А я не знаю. Мне кажется, что правильный способ решения – это суд. Но мы продолжаем обсуждать фандрайзинг, а я очень хочу, чтобы мы подумали про фанд…
– Спендинг.
– Да. Мы правильно делаем, что тратим деньги вот на это? Мне кажется, что здесь есть огромные лакуны в смысле понимания. Кто мне объяснит, что это разумное решение? Мама попросила? Понимаю. Маму очень понимаю, она мечется, она поверит в любого шамана, а это не шаман, он вообще доктор. Но сколько детей с ДЦП отправлено разными фондами на реабилитацию в Германию с помощью токсинов ботулизма? Сотни, тысячи. Ботокс! У меня в доме в салоне красоты делают. Почему мы отправляем ребенка на ботокс за 120 тысяч евро, хотя это можно сделать в моем доме за 20 тысяч рублей? Это, между прочим, деньги, которые люди дали. Они, может, не последнее отдавали, но это их деньги.

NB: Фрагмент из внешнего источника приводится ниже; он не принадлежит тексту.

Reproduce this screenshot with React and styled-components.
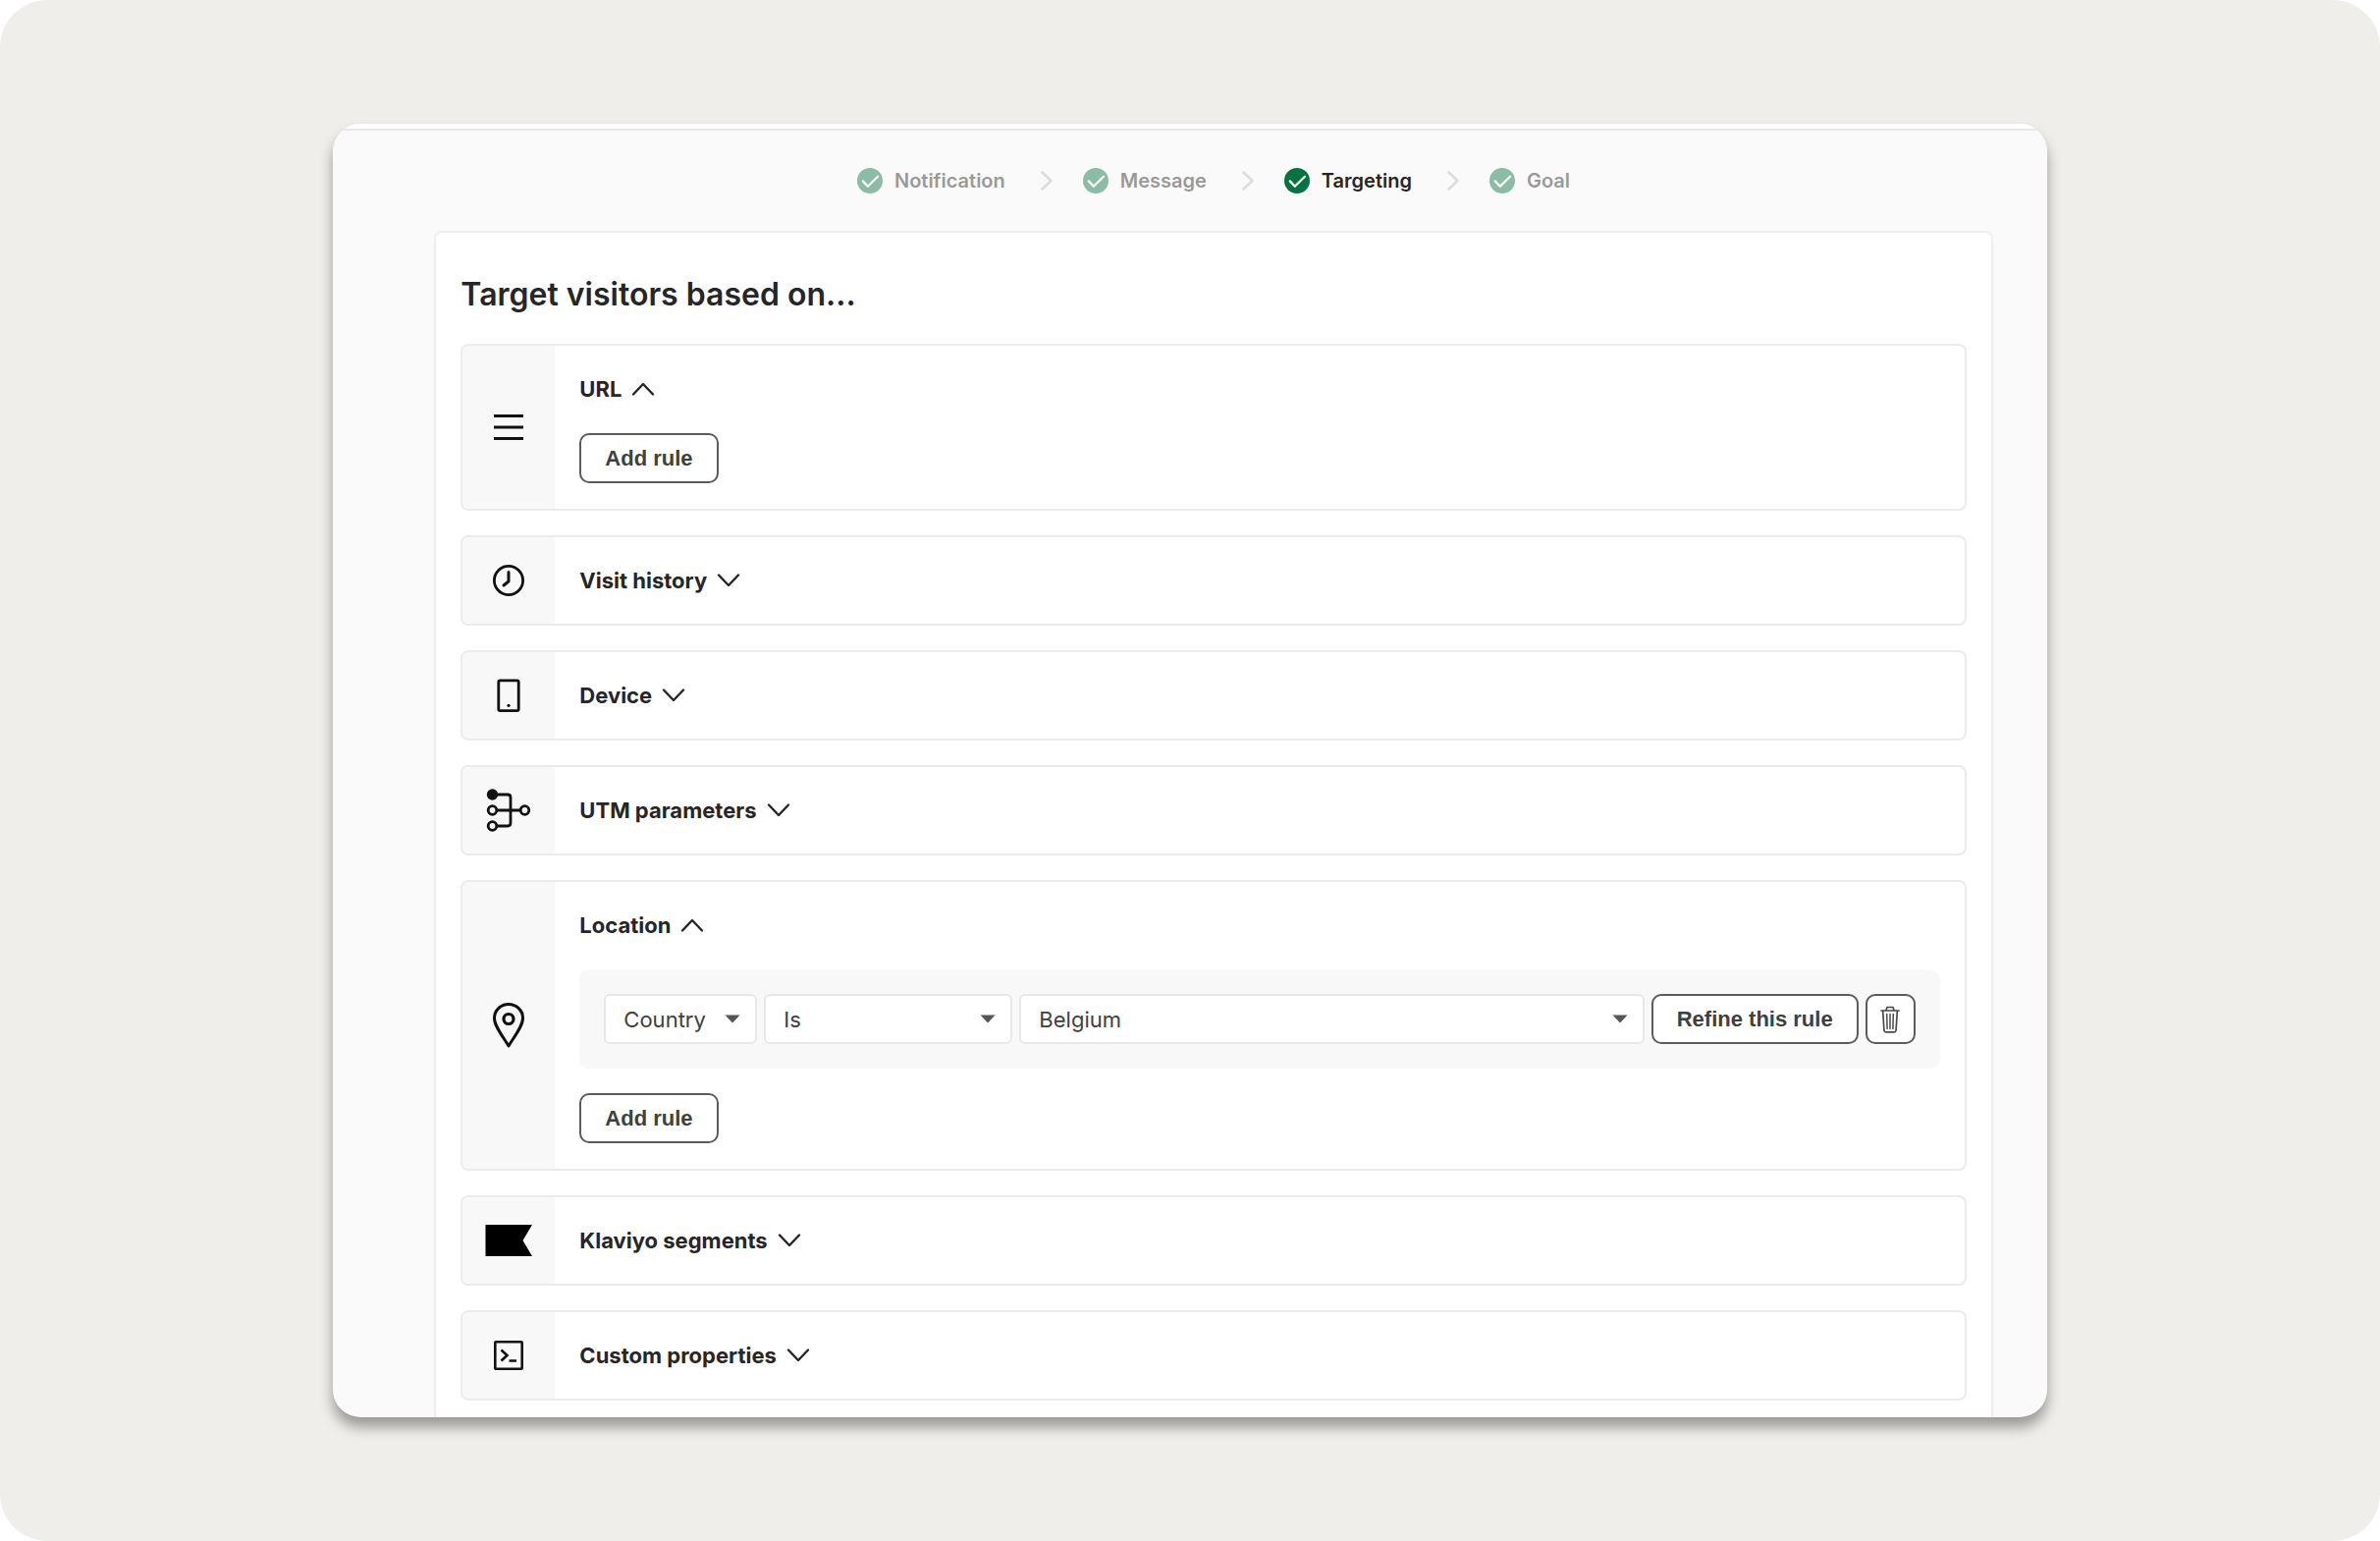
import { createGlobalStyle } from "styled-components";
import styled from "styled-components";

const GlobalStyle = createGlobalStyle`
  * {
    box-sizing: border-box;
  }

  body {
    margin: 0;
    background: #ffffff;
    font-family: Inter, "Liberation Sans", sans-serif;
    color: #262626;
  }
`;

const steps = [
  { name: "Notification" },
  { name: "Message" },
  { name: "Targeting", current: true },
  { name: "Goal" }
];

const CheckCircle = () => (
  <svg width="26" height="26" viewBox="0 0 26 26" fill="none" aria-hidden="true">
    <circle cx="13" cy="13" r="13" fill="#047342" />
    <path d="M5.8 13.4l5 5.4L21 8.8" stroke="#ffffff" strokeWidth="2.3" strokeLinecap="round" strokeLinejoin="round" />
  </svg>
);

const StepArrow = () => (
  <svg width="12" height="20" viewBox="0 0 12 20" fill="none" aria-hidden="true">
    <path d="M1.5 1.5l9 8.5-9 8.5" stroke="#dcdcdc" strokeWidth="2.6" strokeLinecap="round" strokeLinejoin="round" />
  </svg>
);

const Chevron = ({ open }) => (
  <svg width="24" height="14" viewBox="0 0 24 14" fill="none" aria-hidden="true">
    <path
      d={open ? "M2 12.5L12 2l10 10.5" : "M2 1.5L12 12 22 1.5"}
      stroke="#262626"
      strokeWidth="2.4"
      strokeLinecap="round"
      strokeLinejoin="round"
    />
  </svg>
);

const LinesIcon = () => (
  <svg width="32" height="28" viewBox="0 0 32 28" aria-hidden="true">
    <path d="M1 2.5h30M1 14h30M1 25.5h30" stroke="#111111" strokeWidth="3" />
  </svg>
);

const ClockIcon = () => (
  <svg width="32" height="32" viewBox="0 0 32 32" fill="none" aria-hidden="true">
    <circle cx="16" cy="16" r="14.6" stroke="#111111" strokeWidth="2.8" />
    <path d="M16 7.5v9.5l-5 4" stroke="#111111" strokeWidth="3" strokeLinecap="round" strokeLinejoin="round" />
  </svg>
);

const PhoneIcon = () => (
  <svg width="24" height="34" viewBox="0 0 24 34" fill="none" aria-hidden="true">
    <rect x="1.8" y="1.8" width="20.4" height="30.8" rx="1.5" stroke="#111111" strokeWidth="2.8" />
    <circle cx="12" cy="27.3" r="1.6" fill="#111111" />
  </svg>
);

const NodesIcon = () => (
  <svg width="46" height="44" viewBox="0 0 46 44" fill="none" aria-hidden="true">
    <path d="M6.5 6H22q3 0 3 3v26q0 3-3 3H11M11 22h24" stroke="#111111" strokeWidth="2.8" />
    <circle cx="6.5" cy="6" r="5.7" fill="#111111" />
    <circle cx="6.5" cy="22" r="4.3" stroke="#111111" strokeWidth="2.8" />
    <circle cx="6.5" cy="38" r="4.3" stroke="#111111" strokeWidth="2.8" />
    <circle cx="39.5" cy="22" r="4.3" stroke="#111111" strokeWidth="2.8" />
  </svg>
);

const PinIcon = () => (
  <svg width="34" height="46" viewBox="0 0 34 46" fill="none" aria-hidden="true">
    <path
      d="M17 44C11 34 2.5 24 2.5 15.5a14.5 14 0 0 1 29 0C31.5 24 23 34 17 44z"
      stroke="#111111"
      strokeWidth="3"
      strokeLinejoin="round"
    />
    <circle cx="17" cy="16.5" r="5" stroke="#111111" strokeWidth="3.2" />
  </svg>
);

const FlagIcon = () => (
  <svg width="48" height="32" viewBox="0 0 48 32" aria-hidden="true">
    <path d="M0.5 0H48l-9.500 16L48 32H0.500z" fill="#000000" />
  </svg>
);

const TerminalIcon = () => (
  <svg width="30" height="30" viewBox="0 0 30 30" fill="none" stroke="#111111" aria-hidden="true">
    <rect x="1.3" y="1.3" width="27.4" height="27.4" rx="0.8" strokeWidth="2.6" />
    <path d="M7.5 9.5l6 5.5-6 5.5M15.5 20.5H23" strokeWidth="2.6" />
  </svg>
);

const TrashIcon = () => (
  <svg
    width="20"
    height="28"
    viewBox="0 0 20 28"
    fill="none"
    stroke="#4a4a4a"
    strokeLinecap="round"
    strokeLinejoin="round"
    aria-hidden="true"
  >
    <path d="M1 5h18M6 4.5l1-3h6l1 3M2.7 5.5l1.2 19.5q.2 1.8 2 1.8h8.2q1.8 0 2-1.8l1.2-19.5" strokeWidth="1.7" />
    <path d="M6.7 8.5l.4 15M10 8.5v15M13.3 8.5l-.4 15" strokeWidth="1.5" />
  </svg>
);

const Section = ({ title, icon, open, children }) => (
  <Card>
    <IconColumn>{icon}</IconColumn>
    <CardBody $open={open}>
      <SectionToggle type="button" aria-expanded={Boolean(open)}>
        {title}
        <Chevron open={open} />
      </SectionToggle>
      {children}
    </CardBody>
  </Card>
);

const Select = ({ label, value, width }) => (
  <SelectWrapper $width={width}>
    <select aria-label={label} defaultValue={value}>
      <option>{value}</option>
    </select>
    <svg width="16" height="9" viewBox="0 0 16 9" aria-hidden="true">
      <path d="M0.5 0.5h15L8 8.5z" fill="#555555" />
    </svg>
  </SelectWrapper>
);

const App = () => {
  return (
    <Page>
      <GlobalStyle />
      <Window>
        <TopStrip />
        <Steps>
          {steps.map((step, index) => (
            <Step key={step.name}>
              {index > 0 && <StepArrow />}
              <StepLink href="#" $current={step.current} aria-current={step.current ? "step" : undefined}>
                <CheckCircle />
                {step.name}
              </StepLink>
            </Step>
          ))}
        </Steps>

        <Panel>
          <Title>Target visitors based on...</Title>

          <Section title="URL" icon={<LinesIcon />} open>
            <Button type="button">Add rule</Button>
          </Section>
          <Section title="Visit history" icon={<ClockIcon />} />
          <Section title="Device" icon={<PhoneIcon />} />
          <Section title="UTM parameters" icon={<NodesIcon />} />
          <Section title="Location" icon={<PinIcon />} open>
            <Rule>
              <Select label="Location type" value="Country" width="156px" />
              <Select label="Condition" value="Is" width="253px" />
              <Select label="Country" value="Belgium" />
              <Button type="button">Refine this rule</Button>
              <IconButton type="button" aria-label="Delete rule">
                <TrashIcon />
              </IconButton>
            </Rule>
            <Button type="button">Add rule</Button>
          </Section>
          <Section title="Klaviyo segments" icon={<FlagIcon />} />
          <Section title="Custom properties" icon={<TerminalIcon />} />
        </Panel>
      </Window>
    </Page>
  );
};

const Page = styled.div`
  min-height: 100vh;
  padding: 126px 14%;
  border-radius: 48px;
  background: #efeeea;
`;

const Window = styled.main`
  overflow: hidden;
  border-radius: 28px;
  background: #fafafa;
  box-shadow: 0 10px 14px rgba(0, 0, 0, 0.36);
`;

const TopStrip = styled.div`
  height: 7px;
  border-bottom: 2px solid #e8e8e8;
  background: #ffffff;
`;

const Steps = styled.ol`
  display: flex;
  justify-content: center;
  gap: 36px;
  margin: 0;
  padding: 36px 56px 36px 104px;
  list-style: none;
`;

const Step = styled.li`
  display: flex;
  align-items: center;
  gap: 31px;
`;

const StepLink = styled.a`
  display: flex;
  align-items: center;
  gap: 12px;
  font-size: 20px;
  line-height: 30px;
  font-weight: 600;
  color: #262626;
  text-decoration: none;
  opacity: ${({ $current }) => ($current ? 1 : 0.45)};
`;

const Panel = styled.section`
  display: flex;
  flex-direction: column;
  gap: 25px;
  margin: 0 55px 0 103px;
  padding: 37px 25px 17px;
  border: 2px solid #eeeeee;
  border-bottom: 0;
  border-radius: 8px 8px 0 0;
  background: #ffffff;
`;

const Title = styled.h1`
  margin: 0;
  font-size: 32px;
  line-height: 51px;
  font-weight: 600;
`;

const Card = styled.section`
  display: flex;
  overflow: hidden;
  border: 2px solid #ebebeb;
  border-radius: 8px;
`;

const IconColumn = styled.div`
  display: flex;
  flex: none;
  align-items: center;
  justify-content: center;
  width: 94px;
  background: #f8f8f8;
`;

const CardBody = styled.div`
  display: flex;
  flex: 1;
  flex-direction: column;
  align-items: flex-start;
  gap: 25px;
  min-width: 0;
  padding: 24px 25px ${({ $open }) => ($open ? "26px" : "24px")};
`;

const SectionToggle = styled.button`
  display: flex;
  align-items: center;
  gap: 10px;
  padding: 0;
  border: 0;
  background: none;
  font: inherit;
  font-size: 22px;
  line-height: 40px;
  font-weight: 700;
  color: #262626;
  cursor: pointer;
`;

const Button = styled.button`
  flex: none;
  height: 51px;
  padding: 0 24px;
  border: 2px solid #5c5c5c;
  border-radius: 10px;
  background: #ffffff;
  font-family: "Liberation Sans", Arial, sans-serif;
  font-size: 22px;
  font-weight: 700;
  color: #40403c;
  cursor: pointer;
`;

const IconButton = styled(Button)`
  display: flex;
  align-items: center;
  justify-content: center;
  width: 51px;
  padding: 0;
`;

const Rule = styled.div`
  display: flex;
  gap: 7px;
  width: 100%;
  padding: 25px;
  border-radius: 10px;
  background: #f8f8f8;
`;

const SelectWrapper = styled.div`
  position: relative;
  flex: ${({ $width }) => ($width ? `0 0 ${$width}` : "1")};

  select {
    width: 100%;
    height: 51px;
    padding: 0 44px 0 18px;
    appearance: none;
    border: 2px solid #e8e8e8;
    border-radius: 6px;
    background: #ffffff;
    font: inherit;
    font-size: 22px;
    color: #40403c;
  }

  svg {
    position: absolute;
    top: 21px;
    right: 17px;
    pointer-events: none;
  }
`;

export default App;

– Какие организации более-менее разумно распоряжаются своими деньгами?
– Крупные фонды, потому что они давно существуют и уже сталкивались с этими ошибками. «Подари жизнь», Русфонд, «Вера». А вот про четвертый крупный фонд WorldVita ничего непонятно. Что за миллиард в год, на что? Почему именно этим детям? Ни с кем ни на какой контакт эти люди не идут.